How to check whether a no is factorial or not?

Question

I have a problem, then given some input number n, we have to check whether the no is factorial of some other no or not.

INPUT 24, OUTPUT true
INPUT 25, OUTPUT false
I have written the following program for it:-

    int factorial(int num1) 
    {
        if(num1 > 1)
        {
           return num1* factorial(num1-1) ; 
        }
        else
        {
          return 1 ; 
        }
    }

    int is_factorial(int num2) 
    {
        int fact = 0  ; 
        int i = 0  ;
        while(fact < num2)
        {
             fact = factorial(i) ; 
             i++ ;
        }
        if(fact == num2)
        {
             return 0  ;
        }
        else
        {
             return -1;
        }
    }

Both these functions, seem to work correctly.
When we supply them for large inputs repeatedly, then the is_factorial will be repeatedly calling factorial which will be really a waste of time.
I have also tried maintaining a table for factorials

So, my question, is there some more efficient way to check whether a number is factorial or not?

Answer 1

It is wasteful calculating factorials continuously like that since you're duplicating the work done in x! when you do (x+1)!, (x+2)! and so on.

---

One approach is to maintain a list of factorials within a given range (such as all 64-bit unsigned factorials) and just compare it with that. Given how fast factorials increase in value, that list won't be very big. In fact, here's a C meta-program that actually generates the function for you:

#include <stdio.h>

int main (void) {
    unsigned long long last = 1ULL, current = 2ULL, mult = 2ULL;
    size_t szOut;

    puts ("int isFactorial (unsigned long long num) {");
    puts ("    static const unsigned long long arr[] = {");
    szOut = printf ("        %lluULL,", last);
    while (current / mult == last) {
        if (szOut > 50)
            szOut = printf ("\n       ") - 1;
        szOut += printf (" %lluULL,", current);
        last = current;
        current *= ++mult;
    }
    puts ("\n    };");
    puts ("    static const size_t len = sizeof (arr) / sizeof (*arr);");
    puts ("    for (size_t idx = 0; idx < len; idx++)");
    puts ("        if (arr[idx] == num)");
    puts ("            return 1;");
    puts ("    return 0;");
    puts ("}");

    return 0;
}

When you run that, you get the function:

int isFactorial (unsigned long long num) {
    static const unsigned long long arr[] = {
        1ULL, 2ULL, 6ULL, 24ULL, 120ULL, 720ULL, 5040ULL,
        40320ULL, 362880ULL, 3628800ULL, 39916800ULL,
        479001600ULL, 6227020800ULL, 87178291200ULL,
        1307674368000ULL, 20922789888000ULL, 355687428096000ULL,
        6402373705728000ULL, 121645100408832000ULL,
        2432902008176640000ULL,
    };
    static const size_t len = sizeof (arr) / sizeof (*arr);
    for (size_t idx = 0; idx < len; idx++)
        if (arr[idx] == num)
            return 1;
    return 0;
}

which is quite short and efficient, even for the 64-bit factorials.

---

If you're after a purely programmatic method (with no lookup tables), you can use the property that a factorial number is:

1 x 2 x 3 x 4 x ... x (n-1) x n

for some value of n.

Hence you can simply start dividing your test number by 2, then 3 then 4 and so on. One of two things will happen.

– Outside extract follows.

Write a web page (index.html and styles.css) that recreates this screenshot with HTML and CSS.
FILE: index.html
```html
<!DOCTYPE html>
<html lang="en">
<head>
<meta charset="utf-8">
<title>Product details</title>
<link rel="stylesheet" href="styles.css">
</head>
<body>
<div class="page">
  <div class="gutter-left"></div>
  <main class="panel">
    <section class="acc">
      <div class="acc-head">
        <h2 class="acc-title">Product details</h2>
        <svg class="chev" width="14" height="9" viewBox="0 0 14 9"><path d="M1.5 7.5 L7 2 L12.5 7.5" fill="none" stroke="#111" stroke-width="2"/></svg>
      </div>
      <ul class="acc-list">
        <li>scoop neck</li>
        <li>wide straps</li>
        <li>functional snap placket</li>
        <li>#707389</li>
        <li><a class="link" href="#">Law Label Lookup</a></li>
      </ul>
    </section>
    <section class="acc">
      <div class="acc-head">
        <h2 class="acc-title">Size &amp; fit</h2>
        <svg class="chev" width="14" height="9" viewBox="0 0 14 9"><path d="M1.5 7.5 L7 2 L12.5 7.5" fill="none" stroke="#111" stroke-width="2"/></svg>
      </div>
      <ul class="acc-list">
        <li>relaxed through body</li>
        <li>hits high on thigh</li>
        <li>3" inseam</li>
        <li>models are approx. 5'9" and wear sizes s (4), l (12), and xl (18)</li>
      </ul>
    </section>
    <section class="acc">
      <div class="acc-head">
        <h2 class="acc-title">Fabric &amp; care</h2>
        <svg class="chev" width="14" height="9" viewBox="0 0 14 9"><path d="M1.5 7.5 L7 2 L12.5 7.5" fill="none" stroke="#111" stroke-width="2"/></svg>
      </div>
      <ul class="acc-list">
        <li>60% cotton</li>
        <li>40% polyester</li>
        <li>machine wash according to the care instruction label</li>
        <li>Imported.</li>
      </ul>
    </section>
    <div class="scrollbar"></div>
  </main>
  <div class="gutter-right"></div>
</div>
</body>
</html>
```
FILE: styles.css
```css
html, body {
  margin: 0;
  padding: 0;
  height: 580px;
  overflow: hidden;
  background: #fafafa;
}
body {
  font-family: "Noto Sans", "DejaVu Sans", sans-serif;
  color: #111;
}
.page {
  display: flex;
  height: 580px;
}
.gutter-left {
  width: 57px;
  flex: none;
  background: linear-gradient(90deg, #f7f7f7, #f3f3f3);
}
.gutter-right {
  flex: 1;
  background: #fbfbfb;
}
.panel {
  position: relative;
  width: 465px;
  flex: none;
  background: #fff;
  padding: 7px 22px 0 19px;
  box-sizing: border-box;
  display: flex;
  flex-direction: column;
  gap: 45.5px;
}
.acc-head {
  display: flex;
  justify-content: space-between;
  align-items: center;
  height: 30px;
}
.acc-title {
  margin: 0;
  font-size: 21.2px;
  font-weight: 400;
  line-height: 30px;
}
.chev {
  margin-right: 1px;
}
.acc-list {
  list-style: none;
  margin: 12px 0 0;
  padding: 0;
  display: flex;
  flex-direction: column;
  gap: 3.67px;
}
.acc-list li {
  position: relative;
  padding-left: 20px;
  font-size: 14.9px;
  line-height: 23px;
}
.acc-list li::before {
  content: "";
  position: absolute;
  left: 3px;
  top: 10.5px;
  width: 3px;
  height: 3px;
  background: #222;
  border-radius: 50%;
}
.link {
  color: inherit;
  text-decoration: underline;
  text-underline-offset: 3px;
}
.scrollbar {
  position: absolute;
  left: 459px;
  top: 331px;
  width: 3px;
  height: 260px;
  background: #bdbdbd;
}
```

First, you may get a non-integral result in which case it wasn't a factorial.

Second, you may end up with 1 from the division, in which case it was a factorial.

Assuming your divisions are integral, the following code would be a good starting point:

int isFactorial (unsigned long long num) {
    unsigned long long currDiv = 2ULL;
    while (num != 1ULL) {
        if ((num % currDiv) != 0)
            return 0;
        num /= currDiv;
        currDiv++;
    }
    return 1;
}

---

However, for efficiency, the best option is probably the first one. Move the cost of calculation to the build phase rather than at runtime. This is a standard trick in cases where the cost of calculation is significant compared to a table lookup.

You could even make it even mode efficient by using a binary search of the lookup table but that's possibly not necessary given there are only twenty elements in it.

Answer 2

If the number is a factorial, then its factors are 1..n for some n.

Assuming n is an integer variable, we can do the following :

int findFactNum(int test){
  for(int i=1, int sum=1; sum <= test; i++){
    sum *= i; //Increment factorial number
    if(sum == test)
        return i; //Factorial of i

   }
return 0; // factorial not found
}

now pass the number 24 to this function block and it should work. This function returns the number whose factorial you just passed.